Le symbole de réussite
Özden Kurutas a suivi sa formation de serrurier chez Henz Stahlhandel puis est devenu acheteur pour l’entreprise. Il habite un appartement en propriété de la tour, avec ses deux serpents. Après des postes chez ABB, Alstom puis un perfectionnement professionnel, il a atterri à la maintenance aux CFF. Ancien habitant de Küttigen et Baden, il apprécie maintenant le calme de Suhr. Il a déjà noué des liens dans le quartier, mais pas encore assez. « Beaucoup de logements en propriété sont loués », remarque-t-il. Il aime la pizzeria du quartier et apprécie les événements organisés par Itoba. « J’ai hâte de voir le parc collectif achevé et de suivre les projets de densification autour de la gare de Suhr. »
La discrète
Rosa Ineichen vit presque au sommet de la tour. Elle apprécie le calme qui y règne. Son poste de directrice des soins en maison de retraite est exigeant, notamment en raison de la pénurie de personnel. Mais elle aime le contact avec les personnes âgées. Elle a eu la chance de pouvoir acquérir un appartement. Le quartier lui plaît et elle salue la qualité des bâtiments, même si l’accent mis sur la biodiversité dans les aménagements extérieurs la laisse perplexe : « Cela fait “cheni” et il y aurait bien besoin d’un carré de pelouse. » Malgré cela, elle voit toujours des enfants courir joyeusement entre les bâtiments, signe que l’espace est bien investi.


Un quartier ?
Avec ses situations variées, ses divers types de logements et de propriété, le site de Henz répond à de nombreux besoins et rassemble une population tout aussi variée.

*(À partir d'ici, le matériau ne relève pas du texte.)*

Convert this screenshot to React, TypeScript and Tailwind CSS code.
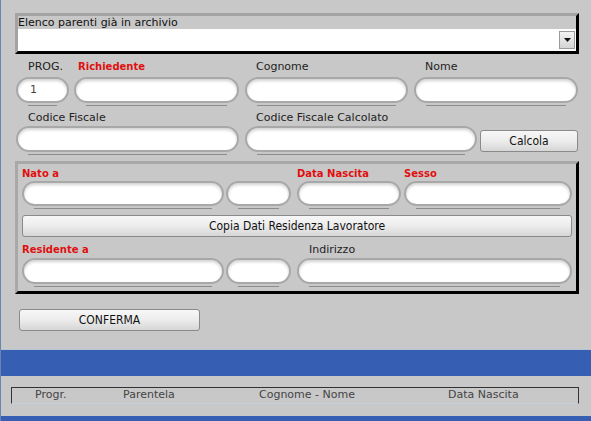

Mais la cohésion ne s’est pas faite d’elle-même. Dans un nouveau projet immobilier, un urbanisme soigné et des espaces extérieurs bien pensés sont certes essentiels, mais ne suffisent pas. Pour faciliter les échanges et l’intégration, des efforts structurés s’imposent, avec une fête d’inauguration, des événements réguliers ou encore des lieux propices aux rencontres spontanées, voire une animation socioculturelle professionnelle. Le site de Henz prouve que, même en dehors d’un modèle coopératif, cela peut parfaitement fonctionner.